The COVID-19 pandemic has revealed the cracks and fissures in so many of our structures and institutions — particularly in the American health care system. So choreographer Alleluia Panis’ embodied exploration of the many faces and pathways of Pilipinix-born nurses and caregivers is as timely as it is vital. Panis, the co-founder of KULARTS, frequently wrestles with themes of migration, labor, and colonization in her work, and looks to folk dance and indigenous tradition to inform her vibrant choreography. This reprise of 2022’s world premiere offers an unflinching, sometimes harrowing, and loving tribute to an entire demographic of under-recognized, overwhelmed public health protectors.

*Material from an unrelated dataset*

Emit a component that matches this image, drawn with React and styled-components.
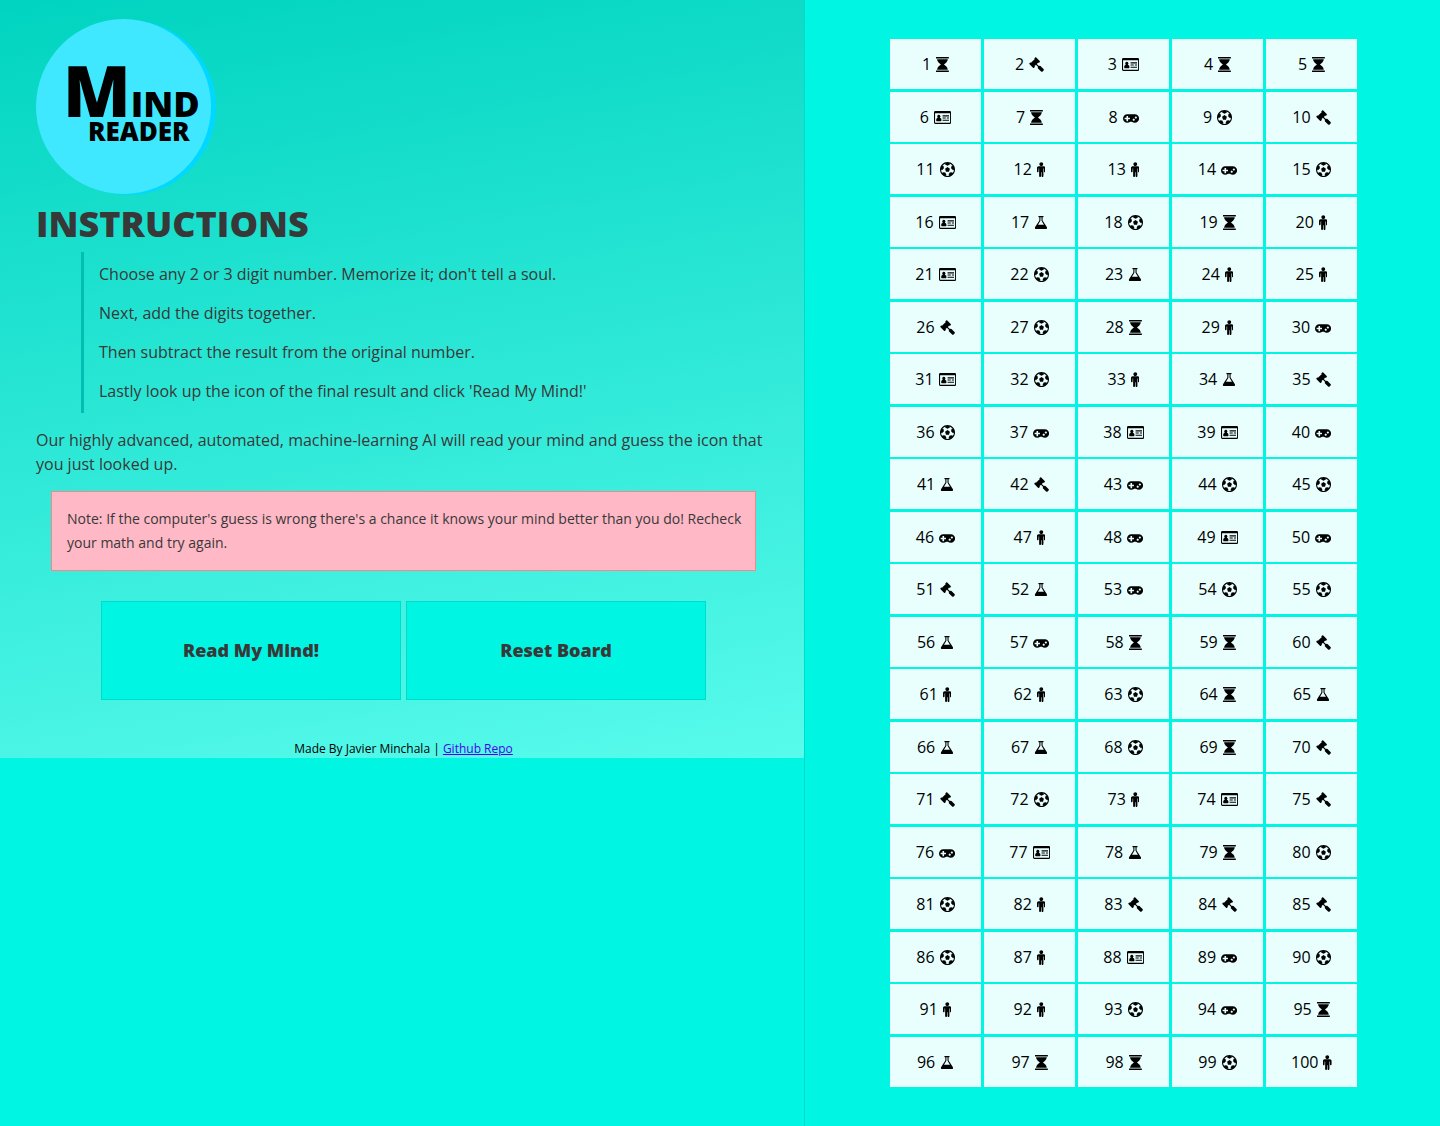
import React, { useState } from "react";
import styled, { createGlobalStyle } from "styled-components";

const GlobalStyle = createGlobalStyle`
  *, *::before, *::after { box-sizing: border-box; }
  body {
    margin: 0;
    background: #00f5e3;
    color: #000;
    font-family: "Open Sans", "Noto Sans", sans-serif;
    font-size: 16px;
    line-height: 24px;
  }
`;

const Page = styled.div`
  display: grid;
  grid-template-columns: 67fr 53fr;
  min-height: 100vh;
`;

const Intro = styled.main`
  align-self: start;
  padding: 19px 33px 0 36px;
  background: linear-gradient(170deg, #00d4c0, #58fbec);
  color: #383838;
`;

const Logo = styled.div`
  width: 175px;
  height: 175px;
  padding: 50px 0 0 27px;
  border-radius: 50%;
  background: #40e8ff;
  box-shadow: 5px 1px 0 #00d8ff;
  color: #000;
  font-weight: 800;
  white-space: nowrap;
`;

const LogoTop = styled.div`
  font-size: 36px;
  line-height: 42px;
`;

const LogoInitial = styled.span`
  font-size: 70px;
`;

const LogoBottom = styled.div`
  padding-left: 25px;
  font-size: 26px;
  line-height: 12px;
`;

const Title = styled.h1`
  margin: 5px 0 3px;
  font-size: 36px;
  font-weight: 800;
  line-height: 50px;
`;

const Steps = styled.ol`
  display: grid;
  gap: 15px;
  margin: 0 0 15px 45px;
  padding: 10px 0 10px 15px;
  border-left: 3px solid #00bfb2;
  list-style: none;
`;

const Text = styled.p`
  margin: 0;
`;

const Note = styled.aside`
  margin: 15px;
  padding: 15px 5px 15px 15px;
  border: 1px solid #fa8585;
  background: #ffb8c6;
  font-size: 14px;
`;

const Actions = styled.div`
  display: flex;
  justify-content: center;
  gap: 5px;
  margin-top: 30px;
`;

const Button = styled.button`
  width: 300px;
  padding: 36px 10px;
  border: 1px solid #00dccb;
  background: #00f5e3;
  color: #383838;
  font: 800 18px/25px "Open Sans", "Noto Sans", sans-serif;
  cursor: pointer;
`;

const Footer = styled.footer`
  margin-top: 39px;
  color: #000;
  font-size: 12px;
  line-height: 19px;
  text-align: center;

  a { color: #4b00f0; }
`;

const Board = styled.section`
  display: grid;
  padding: 39px 83px 39px 85px;
  border-left: 1px solid #00dccb;
`;

const Cells = styled.ol`
  display: grid;
  grid-template-columns: repeat(5, 1fr);
  grid-auto-rows: 50px;
  align-content: space-between;
  column-gap: 3px;
  margin: 0;
  padding: 0;
  list-style: none;
`;

const Cell = styled.li`
  display: flex;
  align-items: center;
  justify-content: center;
  gap: 5px;
  background: #e8fffd;
`;

const Glyph = styled.svg`
  height: 15px;
  margin-top: 1px;
  fill: currentColor;
`;

const ICONS = {
  h: {
    label: "hourglass",
    box: "128 0 1536 1792",
    d: "M1632 1600q14 0 23 9t9 23v128q0 14-9 23t-23 9h-1472q-14 0-23-9t-9-23v-128q0-14 9-23t23-9h1472zm-1374-64q3-55 16-107t30-95 46-87 53.5-76 64.5-69.5 66-60 70.5-55 66.5-47.5 65-43q-43-28-65-43t-66.5-47.5-70.5-55-66-60-64.5-69.5-53.5-76-46-87-30-95-16-107h1276q-3 55-16 107t-30 95-46 87-53.5 76-64.5 69.5-66 60-70.5 55-66.5 47.5-65 43q43 28 65 43t66.5 47.5 70.5 55 66 60 64.5 69.5 53.5 76 46 87 30 95 16 107h-1276zm1374-1536q14 0 23 9t9 23v128q0 14-9 23t-23 9h-1472q-14 0-23-9t-9-23v-128q0-14 9-23t23-9h1472z",
  },
  g: {
    label: "gavel",
    box: "0 0 1792 1792",
    d: "M1771 1536q0 53-37 90l-107 108q-39 37-91 37-53 0-90-37l-363-364q-38-36-38-90 0-53 43-96l-256-256-126 126q-14 14-34 14t-34-14q2 2 12.5 12t12.5 13 10 11.5 10 13.5 6 13.5 5.5 16.5 1.5 18q0 38-28 68-3 3-16.5 18t-19 20.5-18.5 16.5-22 15.5-22 9-26 4.5q-40 0-68-28l-408-408q-28-28-28-68 0-13 4.5-26t9-22 15.5-22 16.5-18.5 20.5-19 18-16.5q30-28 68-28 10 0 18 1.5t16.5 5.5 13.5 6 13.5 10 11.5 10 13 12.5 12 12.5q-14-14-14-34t14-34l348-348q14-14 34-14t34 14q-2-2-12.5-12t-12.5-13-10-11.5-10-13.5-6-13.5-5.5-16.5-1.5-18q0-38 28-68 3-3 16.5-18t19-20.5 18.5-16.5 22-15.5 22-9 26-4.5q40 0 68 28l408 408q28 28 28 68 0 13-4.5 26t-9 22-15.5 22-16.5 18.5-20.5 19-18 16.5q-30 28-68 28-10 0-18-1.5t-16.5-5.5-13.5-6-13.5-10-11.5-10-13-12.5-12-12.5q14 14 14 34t-14 34l-126 126 256 256q43-43 96-43 52 0 91 37l363 363q37 39 37 91z",
  },
  c: {
    label: "ID card",
    box: "0 0 2048 1792",
    d: "M160 128H1888Q2048 128 2048 288V1504Q2048 1664 1888 1664H160Q0 1664 0 1504V288Q0 128 160 128ZM128 384V1504Q128 1536 160 1536H1888Q1920 1536 1920 1504V384ZM576 576A192 192 0 0 1 700 914Q896 950 896 1200Q896 1344 800 1344H352Q256 1344 256 1200Q256 950 452 914A192 192 0 0 1 576 576ZM1024 640H1792V768H1024ZM1024 896H1408V1024H1024ZM1536 896H1792V1024H1536ZM1024 1152H1792V1280H1024Z",
  },
  p: {
    label: "gamepad",
    box: "0 0 1920 1792",
    d: "M832 1088v-128q0-14-9-23t-23-9h-192v-192q0-14-9-23t-23-9h-128q-14 0-23 9t-9 23v192h-192q-14 0-23 9t-9 23v128q0 14 9 23t23 9h192v192q0 14 9 23t23 9h128q14 0 23-9t9-23v-192h192q14 0 23-9t9-23zm576 64q0-53-37.5-90.5t-90.5-37.5-90.5 37.5-37.5 90.5 37.5 90.5 90.5 37.5 90.5-37.5 37.5-90.5zm256-256q0-53-37.5-90.5t-90.5-37.5-90.5 37.5-37.5 90.5 37.5 90.5 90.5 37.5 90.5-37.5 37.5-90.5zm256 128q0 212-150 362t-362 150q-192 0-338-128h-220q-146 128-338 128-212 0-362-150t-150-362 150-362 362-150h896q212 0 362 150t150 362z",
  },
  b: {
    label: "soccer ball",
    box: "0 0 1792 1792",
    d: "M609 816l287-208 287 208-109 336h-355zm287-816q182 0 348 71t286 191 191 286 71 348-71 348-191 286-286 191-348 71-348-71-286-191-191-286-71-348 71-348 191-286 286-191 348-71zm619 1350q149-203 149-454v-3l-102 89-240-224 63-323 134 12q-150-206-389-282l53 124-287 159-287-159 53-124q-239 76-389 282l135-12 62 323-240 224-102-89v3q0 251 149 454l30-132 326 40 139 298-116 69q117 39 240 39t240-39l-116-69 139-298 326-40z",
  },
  m: {
    label: "person",
    box: "0 0 1024 1792",
    d: "M1024 704v416q0 40-28 68t-68 28-68-28-28-68v-352h-64v912q0 46-33 79t-79 33-79-33-33-79v-464h-64v464q0 46-33 79t-79 33-79-33-33-79v-912h-64v352q0 40-28 68t-68 28-68-28-28-68v-416q0-80 56-136t136-56h640q80 0 136 56t56 136zM736 256q0 93-65.5 158.5t-158.5 65.5-158.5-65.5-65.5-158.5 65.5-158.5 158.5-65.5 158.5 65.5 65.5 158.5z",
  },
  f: {
    label: "flask",
    box: "64 0 1664 1792",
    d: "M1591 1448q56 89 21.5 152.5t-140.5 63.5h-1152q-106 0-140.5-63.5t21.5-152.5l503-793v-399h-64q-26 0-45-19t-19-45 19-45 45-19h512q26 0 45 19t19 45-19 45-45 19h-64v399zm-779-725l-272 429h712l-272-429-20-31v-436h-128v436z",
  },
};

const ROWS = [
  "hgchh", "chpbg", "bmmpb", "cfbhm", "cbfmm",
  "gbhmp", "cbmfg", "bpccp", "fgpbb", "pmpcp",
  "gfpbb", "fphhg", "mmbhf", "ffbhg", "gbmcg",
  "pcfhb", "bmggg", "bmcpb", "mmbph", "fhhbm",
];

function Icon({ name }) {
  const { label, box, d } = ICONS[name];
  return (
    <Glyph viewBox={box} role="img" aria-label={label}>
      <path fillRule="evenodd" d={d} />
    </Glyph>
  );
}

export default function App() {
  const [icons, setIcons] = useState(() => ROWS.join("").split(""));
  const [guess, setGuess] = useState(null);

  const reset = () => {
    setGuess(null);
    setIcons((current) => [...current].sort(() => Math.random() - 0.5));
  };

  return (
    <>
      <GlobalStyle />
      <Page>
        <Intro>
          <Logo>
            <LogoTop><LogoInitial>M</LogoInitial>IND</LogoTop>
            <LogoBottom>READER</LogoBottom>
          </Logo>
          <Title>INSTRUCTIONS</Title>
          <Steps>
            <li>Choose any 2 or 3 digit number. Memorize it; don't tell a soul.</li>
            <li>Next, add the digits together.</li>
            <li>Then subtract the result from the original number.</li>
            <li>Lastly look up the icon of the final result and click 'Read My Mind!'</li>
          </Steps>
          <Text>
            Our highly advanced, automated, machine-learning AI will read your mind
            and guess the icon that you just looked up.
          </Text>
          <Note>
            Note: If the computer's guess is wrong there's a chance it knows your mind
            better than you do! Recheck your math and try again.
          </Note>
          <Actions>
            <Button type="button" onClick={() => setGuess(icons[8])}>
              {guess ? <Icon name={guess} /> : "Read My Mind!"}
            </Button>
            <Button type="button" onClick={reset}>Reset Board</Button>
          </Actions>
          <Footer>
            Made By Javier Minchala | <a href="#repo">Github Repo</a>
          </Footer>
        </Intro>
        <Board>
          <Cells>
            {icons.map((name, index) => (
              <Cell key={index}>
                {index + 1}
                <Icon name={name} />
              </Cell>
            ))}
          </Cells>
        </Board>
      </Page>
    </>
  );
}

a young Black man dancer poses while facing the camera as other dancers in blue dresses move behind him
Brandon Graham in ‘The Lost Art of Dreaming’ from Sean Dorsey Dance. (Lydia Daniller)

Three at Z

Òrale, Sept. 7–9; The Lost Art of Dreaming, Sept. 29–Oct. 1; Forgetting Tree, Nov. 3–5
Z Space, San Francisco

Dance-driven, genre-exploding work comes to Z Space with a trio of radical performances. First up is Òrale, a mini-festival of pieces directed by David Herrera Performance Company with an exciting who’s-who of nationally recognized Latinx dance-makers, with live music provided by the excellent El Vez and the Memphis Mariachis. Next, Sean Dorsey Dance encores The Lost Art of Dreaming — a visually stunning and emotionally ecstatic work, setting its sights on a future of love and collective liberation, expressed through a choreography of queer trans and non-binary bodies. Finally, Queer Cat Productions and Openhaus Athletics install a “consent-forward” interactive and ecologically-engaged experience called Forgetting Tree in Z Space’s spacious lobby. Curated and created by Jes DeVille, this work promises to stimulate all of the senses — most especially that of the revolutionary within.

a group of dancers in colorful clothes pose inside a trolley with green seats
Kim Epifano and dancers on a trolley during the annual San Francisco Trolley Dances. (Amani Wade)

San Francisco Trolley Dances: 20th Anniversary Edition

Oct. 21–22, 2023
One Bush Plaza, various locations in San Francisco

Sponsored

There’s simply nothing like the combination dance festival-urban exploration known as Trolley Dances. This year, the San Francisco treat returns to where it all began 20 years ago — on the iconic F-Market line. Starting at One Bush Plaza with Nava Dance Theatre, then hopping on and off the F-Market train en route to Fisherman’s Wharf, audience members will encounter such Bay Area dance luminaries as Blind Tiger Society, Jennifer Perfilio Movement Works, Kinetech Arts, Loco Bloco and artistic director Kim Epifano’s own company, Epiphany Dance. A highlight of the event will be a piece choreographed by San Diego dance legend Jean Isaacs — the originator of the Trolley Dance concept back in 1997.